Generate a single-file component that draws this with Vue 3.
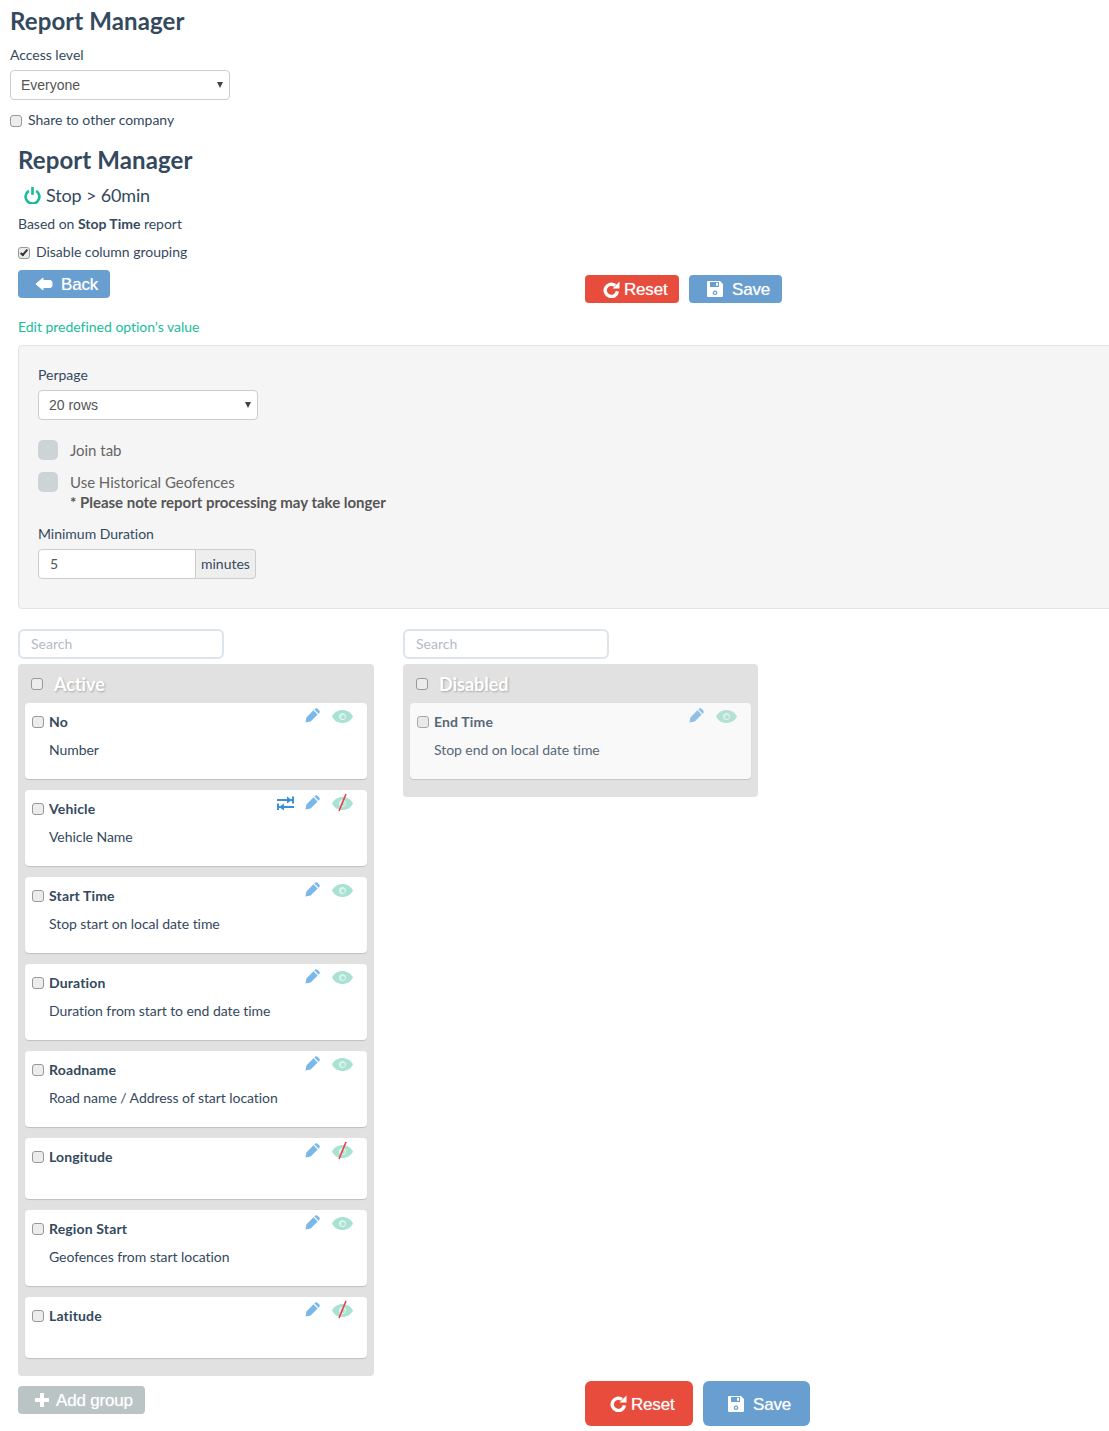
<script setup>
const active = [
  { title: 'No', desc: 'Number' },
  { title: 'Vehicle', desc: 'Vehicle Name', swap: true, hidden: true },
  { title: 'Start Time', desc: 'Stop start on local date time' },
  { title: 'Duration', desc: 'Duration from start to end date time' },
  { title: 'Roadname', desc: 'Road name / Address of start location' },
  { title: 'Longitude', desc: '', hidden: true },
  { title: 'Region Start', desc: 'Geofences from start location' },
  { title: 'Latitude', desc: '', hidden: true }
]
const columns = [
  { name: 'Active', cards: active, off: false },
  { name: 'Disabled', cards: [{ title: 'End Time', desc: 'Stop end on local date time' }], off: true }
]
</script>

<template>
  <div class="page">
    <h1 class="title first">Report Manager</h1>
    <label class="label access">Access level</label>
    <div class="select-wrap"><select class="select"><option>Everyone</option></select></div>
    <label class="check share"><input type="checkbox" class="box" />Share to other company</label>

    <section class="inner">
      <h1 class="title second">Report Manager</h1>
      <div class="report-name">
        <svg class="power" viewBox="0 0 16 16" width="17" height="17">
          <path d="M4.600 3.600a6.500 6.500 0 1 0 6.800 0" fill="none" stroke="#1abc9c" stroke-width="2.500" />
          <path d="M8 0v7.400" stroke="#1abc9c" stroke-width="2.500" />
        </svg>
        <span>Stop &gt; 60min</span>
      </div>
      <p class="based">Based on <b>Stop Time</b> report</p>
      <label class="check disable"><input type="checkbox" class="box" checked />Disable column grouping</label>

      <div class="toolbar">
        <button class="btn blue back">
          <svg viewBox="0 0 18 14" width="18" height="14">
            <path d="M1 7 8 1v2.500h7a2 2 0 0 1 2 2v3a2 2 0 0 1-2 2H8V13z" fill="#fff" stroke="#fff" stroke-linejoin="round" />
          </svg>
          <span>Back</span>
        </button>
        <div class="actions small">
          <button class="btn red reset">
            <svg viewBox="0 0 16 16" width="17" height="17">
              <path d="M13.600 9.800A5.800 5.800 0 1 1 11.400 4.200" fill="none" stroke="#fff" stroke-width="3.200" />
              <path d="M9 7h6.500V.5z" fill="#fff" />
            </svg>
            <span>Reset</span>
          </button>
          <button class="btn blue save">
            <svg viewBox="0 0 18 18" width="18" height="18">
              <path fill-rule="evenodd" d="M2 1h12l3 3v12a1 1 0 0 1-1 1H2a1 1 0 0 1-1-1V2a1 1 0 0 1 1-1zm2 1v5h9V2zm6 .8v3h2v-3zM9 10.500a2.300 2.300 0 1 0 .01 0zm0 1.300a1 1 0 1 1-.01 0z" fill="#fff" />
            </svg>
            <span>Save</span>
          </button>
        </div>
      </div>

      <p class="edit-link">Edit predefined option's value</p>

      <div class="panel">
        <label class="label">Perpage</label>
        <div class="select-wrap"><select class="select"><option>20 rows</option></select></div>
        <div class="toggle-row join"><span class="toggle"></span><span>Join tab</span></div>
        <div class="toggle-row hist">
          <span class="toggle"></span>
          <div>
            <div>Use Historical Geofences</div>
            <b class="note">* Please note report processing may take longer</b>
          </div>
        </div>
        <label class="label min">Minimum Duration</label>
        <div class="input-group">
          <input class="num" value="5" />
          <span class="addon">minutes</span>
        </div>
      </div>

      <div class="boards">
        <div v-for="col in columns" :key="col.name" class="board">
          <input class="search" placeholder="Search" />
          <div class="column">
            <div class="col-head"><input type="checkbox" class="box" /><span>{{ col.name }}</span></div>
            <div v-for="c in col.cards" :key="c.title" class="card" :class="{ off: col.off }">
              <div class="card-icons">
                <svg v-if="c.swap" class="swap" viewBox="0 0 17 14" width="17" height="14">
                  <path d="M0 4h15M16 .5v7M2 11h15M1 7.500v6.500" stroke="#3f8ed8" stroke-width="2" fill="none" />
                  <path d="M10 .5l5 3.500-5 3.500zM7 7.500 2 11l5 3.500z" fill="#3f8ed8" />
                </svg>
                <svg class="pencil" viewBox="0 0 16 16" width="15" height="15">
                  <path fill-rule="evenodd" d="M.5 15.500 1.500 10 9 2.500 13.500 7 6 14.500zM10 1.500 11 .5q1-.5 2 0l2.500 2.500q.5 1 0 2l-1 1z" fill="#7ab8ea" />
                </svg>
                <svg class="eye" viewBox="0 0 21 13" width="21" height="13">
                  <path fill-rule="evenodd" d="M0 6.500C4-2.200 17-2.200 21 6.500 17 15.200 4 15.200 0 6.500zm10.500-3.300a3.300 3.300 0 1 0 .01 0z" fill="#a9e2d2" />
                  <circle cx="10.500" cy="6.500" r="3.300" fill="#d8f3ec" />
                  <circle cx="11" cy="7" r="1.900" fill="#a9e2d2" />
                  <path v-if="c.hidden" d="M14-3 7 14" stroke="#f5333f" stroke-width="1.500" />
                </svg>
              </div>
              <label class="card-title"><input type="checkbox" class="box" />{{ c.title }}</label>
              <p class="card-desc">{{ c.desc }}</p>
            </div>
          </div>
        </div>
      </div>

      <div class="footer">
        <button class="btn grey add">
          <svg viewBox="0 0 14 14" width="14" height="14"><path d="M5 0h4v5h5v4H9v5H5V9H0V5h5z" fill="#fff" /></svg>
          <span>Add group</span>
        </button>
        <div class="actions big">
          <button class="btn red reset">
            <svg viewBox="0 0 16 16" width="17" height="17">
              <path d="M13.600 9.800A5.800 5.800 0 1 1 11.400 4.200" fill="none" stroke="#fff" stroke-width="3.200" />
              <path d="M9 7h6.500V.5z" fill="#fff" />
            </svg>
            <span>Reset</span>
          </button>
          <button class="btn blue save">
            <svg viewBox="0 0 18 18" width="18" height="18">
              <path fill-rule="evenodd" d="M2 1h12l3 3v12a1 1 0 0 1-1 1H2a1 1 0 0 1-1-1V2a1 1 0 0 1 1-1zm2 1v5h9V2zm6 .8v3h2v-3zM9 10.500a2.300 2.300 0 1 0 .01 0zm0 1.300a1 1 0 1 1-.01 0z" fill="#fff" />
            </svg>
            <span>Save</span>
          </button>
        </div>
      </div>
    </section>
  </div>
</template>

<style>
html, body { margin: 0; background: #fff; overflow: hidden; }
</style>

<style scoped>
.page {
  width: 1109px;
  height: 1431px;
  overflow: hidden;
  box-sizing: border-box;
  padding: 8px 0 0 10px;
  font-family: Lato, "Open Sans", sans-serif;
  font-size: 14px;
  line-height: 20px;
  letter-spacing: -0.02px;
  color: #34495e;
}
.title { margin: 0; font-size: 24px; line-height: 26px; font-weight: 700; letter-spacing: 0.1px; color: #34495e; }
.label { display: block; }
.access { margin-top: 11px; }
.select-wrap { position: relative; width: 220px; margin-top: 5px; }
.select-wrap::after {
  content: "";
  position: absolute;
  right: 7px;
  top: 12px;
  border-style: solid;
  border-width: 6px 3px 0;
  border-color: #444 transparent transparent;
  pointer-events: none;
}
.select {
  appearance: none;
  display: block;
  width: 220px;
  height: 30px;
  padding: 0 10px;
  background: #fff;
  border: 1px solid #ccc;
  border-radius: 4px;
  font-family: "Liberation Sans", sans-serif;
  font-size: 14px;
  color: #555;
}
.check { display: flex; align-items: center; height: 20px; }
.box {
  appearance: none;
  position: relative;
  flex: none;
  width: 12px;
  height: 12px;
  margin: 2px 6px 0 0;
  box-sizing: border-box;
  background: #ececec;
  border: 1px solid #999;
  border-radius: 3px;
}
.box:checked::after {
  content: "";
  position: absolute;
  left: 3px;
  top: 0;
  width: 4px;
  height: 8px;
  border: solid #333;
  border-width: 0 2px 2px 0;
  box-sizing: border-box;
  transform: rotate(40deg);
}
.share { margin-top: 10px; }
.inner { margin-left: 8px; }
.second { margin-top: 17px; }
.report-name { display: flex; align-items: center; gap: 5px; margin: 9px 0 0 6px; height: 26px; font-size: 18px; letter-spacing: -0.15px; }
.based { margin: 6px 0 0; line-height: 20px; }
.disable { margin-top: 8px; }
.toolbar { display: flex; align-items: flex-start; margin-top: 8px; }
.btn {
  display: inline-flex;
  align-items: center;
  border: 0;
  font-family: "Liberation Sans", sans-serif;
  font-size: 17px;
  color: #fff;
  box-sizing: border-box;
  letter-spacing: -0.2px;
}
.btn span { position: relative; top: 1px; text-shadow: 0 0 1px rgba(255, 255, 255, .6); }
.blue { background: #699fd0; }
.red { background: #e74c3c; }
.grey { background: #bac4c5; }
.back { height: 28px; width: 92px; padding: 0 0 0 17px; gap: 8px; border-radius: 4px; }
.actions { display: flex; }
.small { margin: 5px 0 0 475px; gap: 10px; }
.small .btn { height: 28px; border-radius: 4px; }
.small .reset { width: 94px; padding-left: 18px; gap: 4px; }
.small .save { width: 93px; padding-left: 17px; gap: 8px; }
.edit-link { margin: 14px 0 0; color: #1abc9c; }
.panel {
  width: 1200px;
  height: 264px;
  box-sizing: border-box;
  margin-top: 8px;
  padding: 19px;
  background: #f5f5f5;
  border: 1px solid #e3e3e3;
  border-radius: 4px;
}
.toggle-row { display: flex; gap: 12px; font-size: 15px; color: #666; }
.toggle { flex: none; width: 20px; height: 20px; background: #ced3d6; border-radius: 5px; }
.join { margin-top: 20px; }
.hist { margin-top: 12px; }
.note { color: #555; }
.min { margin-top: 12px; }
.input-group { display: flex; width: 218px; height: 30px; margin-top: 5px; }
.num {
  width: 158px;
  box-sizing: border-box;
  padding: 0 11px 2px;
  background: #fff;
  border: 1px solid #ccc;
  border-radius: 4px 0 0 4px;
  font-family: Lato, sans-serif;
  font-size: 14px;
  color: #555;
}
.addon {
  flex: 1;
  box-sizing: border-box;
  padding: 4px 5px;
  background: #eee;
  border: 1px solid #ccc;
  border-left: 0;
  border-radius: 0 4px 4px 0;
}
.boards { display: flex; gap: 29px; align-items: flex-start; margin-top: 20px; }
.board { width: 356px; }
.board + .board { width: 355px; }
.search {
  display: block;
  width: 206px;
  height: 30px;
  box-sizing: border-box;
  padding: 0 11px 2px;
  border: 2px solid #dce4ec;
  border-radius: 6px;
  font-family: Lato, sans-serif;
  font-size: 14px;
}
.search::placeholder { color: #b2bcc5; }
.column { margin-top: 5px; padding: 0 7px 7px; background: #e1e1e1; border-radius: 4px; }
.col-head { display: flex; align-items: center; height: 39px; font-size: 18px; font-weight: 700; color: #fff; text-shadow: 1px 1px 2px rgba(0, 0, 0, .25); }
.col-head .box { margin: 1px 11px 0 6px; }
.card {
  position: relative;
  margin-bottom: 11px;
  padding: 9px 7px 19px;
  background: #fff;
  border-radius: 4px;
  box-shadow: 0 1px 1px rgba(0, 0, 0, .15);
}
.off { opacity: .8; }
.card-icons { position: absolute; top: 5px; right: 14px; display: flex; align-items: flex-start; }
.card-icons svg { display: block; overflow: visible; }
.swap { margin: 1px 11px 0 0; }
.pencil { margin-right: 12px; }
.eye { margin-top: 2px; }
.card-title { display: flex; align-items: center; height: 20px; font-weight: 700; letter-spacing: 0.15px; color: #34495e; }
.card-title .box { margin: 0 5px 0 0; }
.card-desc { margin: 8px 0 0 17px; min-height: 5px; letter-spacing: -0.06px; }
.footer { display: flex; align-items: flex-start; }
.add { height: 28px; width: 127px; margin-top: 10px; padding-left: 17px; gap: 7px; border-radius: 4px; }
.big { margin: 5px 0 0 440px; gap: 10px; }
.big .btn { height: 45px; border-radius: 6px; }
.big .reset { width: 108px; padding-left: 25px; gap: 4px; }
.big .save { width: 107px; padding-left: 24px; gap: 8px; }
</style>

----------

• _What you will do_:
Begin at the first line of the data above and repeat each line exactly, stopping after the line containing "to other company</label>". Omit the pictures.

• _Correct output_:
Generate a single-file component that draws this with Vue 3.
<script setup>
const active = [
  { title: 'No', desc: 'Number' },
  { title: 'Vehicle', desc: 'Vehicle Name', swap: true, hidden: true },
  { title: 'Start Time', desc: 'Stop start on local date time' },
  { title: 'Duration', desc: 'Duration from start to end date time' },
  { title: 'Roadname', desc: 'Road name / Address of start location' },
  { title: 'Longitude', desc: '', hidden: true },
  { title: 'Region Start', desc: 'Geofences from start location' },
  { title: 'Latitude', desc: '', hidden: true }
]
const columns = [
  { name: 'Active', cards: active, off: false },
  { name: 'Disabled', cards: [{ title: 'End Time', desc: 'Stop end on local date time' }], off: true }
]
</script>

<template>
  <div class="page">
    <h1 class="title first">Report Manager</h1>
    <label class="label access">Access level</label>
    <div class="select-wrap"><select class="select"><option>Everyone</option></select></div>
    <label class="check share"><input type="checkbox" class="box" />Share to other company</label>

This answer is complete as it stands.